>> Start MATERIALS PROVIDED

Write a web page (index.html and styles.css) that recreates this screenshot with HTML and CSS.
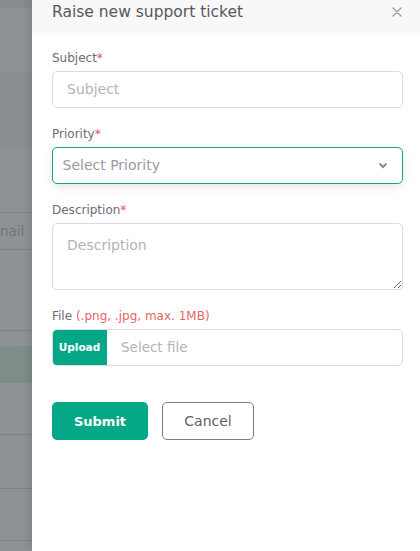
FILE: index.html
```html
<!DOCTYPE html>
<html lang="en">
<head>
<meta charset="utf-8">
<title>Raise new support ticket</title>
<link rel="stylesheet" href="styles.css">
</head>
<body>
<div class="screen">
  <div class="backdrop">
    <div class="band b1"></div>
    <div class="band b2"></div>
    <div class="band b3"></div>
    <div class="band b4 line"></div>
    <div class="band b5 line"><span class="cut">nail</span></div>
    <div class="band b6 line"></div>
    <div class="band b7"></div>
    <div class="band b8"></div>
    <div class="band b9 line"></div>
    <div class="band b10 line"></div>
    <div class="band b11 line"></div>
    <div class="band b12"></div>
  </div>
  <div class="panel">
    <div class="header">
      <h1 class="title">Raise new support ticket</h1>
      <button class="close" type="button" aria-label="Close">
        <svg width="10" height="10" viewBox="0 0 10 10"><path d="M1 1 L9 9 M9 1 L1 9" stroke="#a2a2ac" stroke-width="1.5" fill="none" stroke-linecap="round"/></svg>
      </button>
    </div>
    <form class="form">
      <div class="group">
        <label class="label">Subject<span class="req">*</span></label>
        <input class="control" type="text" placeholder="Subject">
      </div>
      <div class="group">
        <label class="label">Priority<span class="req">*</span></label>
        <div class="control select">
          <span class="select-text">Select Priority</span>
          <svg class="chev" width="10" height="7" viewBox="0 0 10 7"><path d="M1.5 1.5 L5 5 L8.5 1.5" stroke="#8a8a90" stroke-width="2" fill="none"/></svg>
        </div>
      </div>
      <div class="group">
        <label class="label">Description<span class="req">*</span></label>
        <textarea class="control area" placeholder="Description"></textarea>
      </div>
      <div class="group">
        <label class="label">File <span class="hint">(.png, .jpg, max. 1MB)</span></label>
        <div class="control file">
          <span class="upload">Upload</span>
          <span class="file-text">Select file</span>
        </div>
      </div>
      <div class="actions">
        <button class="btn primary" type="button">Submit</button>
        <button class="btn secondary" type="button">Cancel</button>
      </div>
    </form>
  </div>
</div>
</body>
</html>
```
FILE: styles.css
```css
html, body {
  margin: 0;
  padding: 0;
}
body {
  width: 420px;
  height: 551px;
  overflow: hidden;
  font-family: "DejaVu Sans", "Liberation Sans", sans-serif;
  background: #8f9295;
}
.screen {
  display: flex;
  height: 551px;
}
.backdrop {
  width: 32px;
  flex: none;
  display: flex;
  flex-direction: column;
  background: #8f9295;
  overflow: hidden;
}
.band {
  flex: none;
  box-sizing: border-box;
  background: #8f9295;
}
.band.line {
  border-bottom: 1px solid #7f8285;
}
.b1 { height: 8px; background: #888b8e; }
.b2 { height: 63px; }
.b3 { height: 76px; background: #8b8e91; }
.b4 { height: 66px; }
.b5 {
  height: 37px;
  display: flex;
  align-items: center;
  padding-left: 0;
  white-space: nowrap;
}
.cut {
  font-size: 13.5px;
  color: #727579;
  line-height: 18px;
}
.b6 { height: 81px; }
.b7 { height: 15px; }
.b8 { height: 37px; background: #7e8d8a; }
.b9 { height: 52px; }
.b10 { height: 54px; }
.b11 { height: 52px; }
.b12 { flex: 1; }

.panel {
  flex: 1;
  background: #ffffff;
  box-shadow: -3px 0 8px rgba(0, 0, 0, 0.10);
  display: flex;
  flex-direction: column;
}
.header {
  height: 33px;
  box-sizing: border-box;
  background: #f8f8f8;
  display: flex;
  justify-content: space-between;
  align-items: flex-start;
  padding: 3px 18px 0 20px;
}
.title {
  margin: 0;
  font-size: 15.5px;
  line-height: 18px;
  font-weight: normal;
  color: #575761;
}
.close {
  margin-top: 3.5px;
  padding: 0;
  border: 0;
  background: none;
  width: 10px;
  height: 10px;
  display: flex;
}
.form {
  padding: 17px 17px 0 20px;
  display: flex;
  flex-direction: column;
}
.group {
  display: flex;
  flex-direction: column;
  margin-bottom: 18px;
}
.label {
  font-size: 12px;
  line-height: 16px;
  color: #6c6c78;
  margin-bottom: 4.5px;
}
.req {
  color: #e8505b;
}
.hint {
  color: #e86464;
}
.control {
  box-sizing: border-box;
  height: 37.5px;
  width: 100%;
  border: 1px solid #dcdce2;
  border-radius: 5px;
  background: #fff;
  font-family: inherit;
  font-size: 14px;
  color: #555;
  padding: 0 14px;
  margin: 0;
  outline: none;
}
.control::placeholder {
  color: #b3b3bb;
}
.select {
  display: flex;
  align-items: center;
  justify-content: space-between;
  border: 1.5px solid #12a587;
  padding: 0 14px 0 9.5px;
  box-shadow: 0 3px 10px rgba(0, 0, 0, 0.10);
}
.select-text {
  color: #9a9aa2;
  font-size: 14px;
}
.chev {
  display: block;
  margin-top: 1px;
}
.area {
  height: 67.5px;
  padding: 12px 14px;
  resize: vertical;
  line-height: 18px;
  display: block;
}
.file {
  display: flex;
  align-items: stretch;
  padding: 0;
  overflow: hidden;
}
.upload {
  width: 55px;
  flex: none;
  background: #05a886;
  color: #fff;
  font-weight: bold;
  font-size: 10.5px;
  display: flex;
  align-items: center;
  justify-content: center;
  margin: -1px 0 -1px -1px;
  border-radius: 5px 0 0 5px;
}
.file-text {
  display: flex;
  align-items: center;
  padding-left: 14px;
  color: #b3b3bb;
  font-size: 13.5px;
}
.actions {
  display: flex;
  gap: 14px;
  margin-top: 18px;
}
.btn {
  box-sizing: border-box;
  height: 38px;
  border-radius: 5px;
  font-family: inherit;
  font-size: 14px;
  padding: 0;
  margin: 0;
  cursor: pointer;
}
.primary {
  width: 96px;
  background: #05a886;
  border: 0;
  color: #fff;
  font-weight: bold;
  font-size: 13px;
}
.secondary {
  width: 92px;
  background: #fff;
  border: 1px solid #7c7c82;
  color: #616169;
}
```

>> End MATERIALS PROVIDED
>> Start MATERIALS PROVIDED

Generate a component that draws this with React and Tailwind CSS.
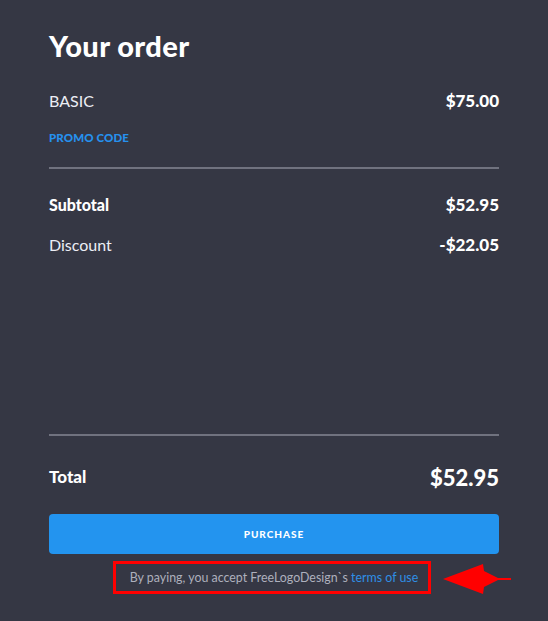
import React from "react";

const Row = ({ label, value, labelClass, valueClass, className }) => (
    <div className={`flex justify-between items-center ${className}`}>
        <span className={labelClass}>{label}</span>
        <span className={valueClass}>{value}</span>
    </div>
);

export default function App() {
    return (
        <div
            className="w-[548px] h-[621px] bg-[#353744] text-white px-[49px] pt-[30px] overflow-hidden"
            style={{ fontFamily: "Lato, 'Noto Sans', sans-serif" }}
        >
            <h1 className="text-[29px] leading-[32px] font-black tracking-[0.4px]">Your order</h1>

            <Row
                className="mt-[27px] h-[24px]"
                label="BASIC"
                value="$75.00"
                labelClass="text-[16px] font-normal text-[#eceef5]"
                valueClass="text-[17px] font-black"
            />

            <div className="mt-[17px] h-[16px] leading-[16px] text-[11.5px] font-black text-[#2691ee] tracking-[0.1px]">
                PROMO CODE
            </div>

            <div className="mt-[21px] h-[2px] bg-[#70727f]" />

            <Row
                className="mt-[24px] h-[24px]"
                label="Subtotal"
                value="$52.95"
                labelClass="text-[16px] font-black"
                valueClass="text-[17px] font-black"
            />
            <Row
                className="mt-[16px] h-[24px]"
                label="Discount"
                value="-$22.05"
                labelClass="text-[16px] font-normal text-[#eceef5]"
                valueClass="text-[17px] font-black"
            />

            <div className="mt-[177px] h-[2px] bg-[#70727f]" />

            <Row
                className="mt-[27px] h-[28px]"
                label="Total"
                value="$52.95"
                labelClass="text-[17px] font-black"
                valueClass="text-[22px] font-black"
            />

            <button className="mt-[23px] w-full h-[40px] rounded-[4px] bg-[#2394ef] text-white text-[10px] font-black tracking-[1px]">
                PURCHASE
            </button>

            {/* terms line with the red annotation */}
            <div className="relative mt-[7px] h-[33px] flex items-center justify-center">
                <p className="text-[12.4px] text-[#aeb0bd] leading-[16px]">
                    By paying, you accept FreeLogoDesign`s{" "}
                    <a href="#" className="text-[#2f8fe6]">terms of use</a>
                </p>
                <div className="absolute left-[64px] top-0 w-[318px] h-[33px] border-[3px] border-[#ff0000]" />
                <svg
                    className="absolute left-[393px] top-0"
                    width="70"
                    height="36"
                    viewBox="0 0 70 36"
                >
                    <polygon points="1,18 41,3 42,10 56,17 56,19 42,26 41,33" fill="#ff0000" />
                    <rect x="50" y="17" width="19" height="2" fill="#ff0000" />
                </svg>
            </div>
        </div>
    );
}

>> End MATERIALS PROVIDED

*SHORT EXERCISE*.
Copy each line that holds the word "index".

*SOLUTION FOR THIS EXERCISE*.
Write a web page (index.html and styles.css) that recreates this screenshot with HTML and CSS.
FILE: index.html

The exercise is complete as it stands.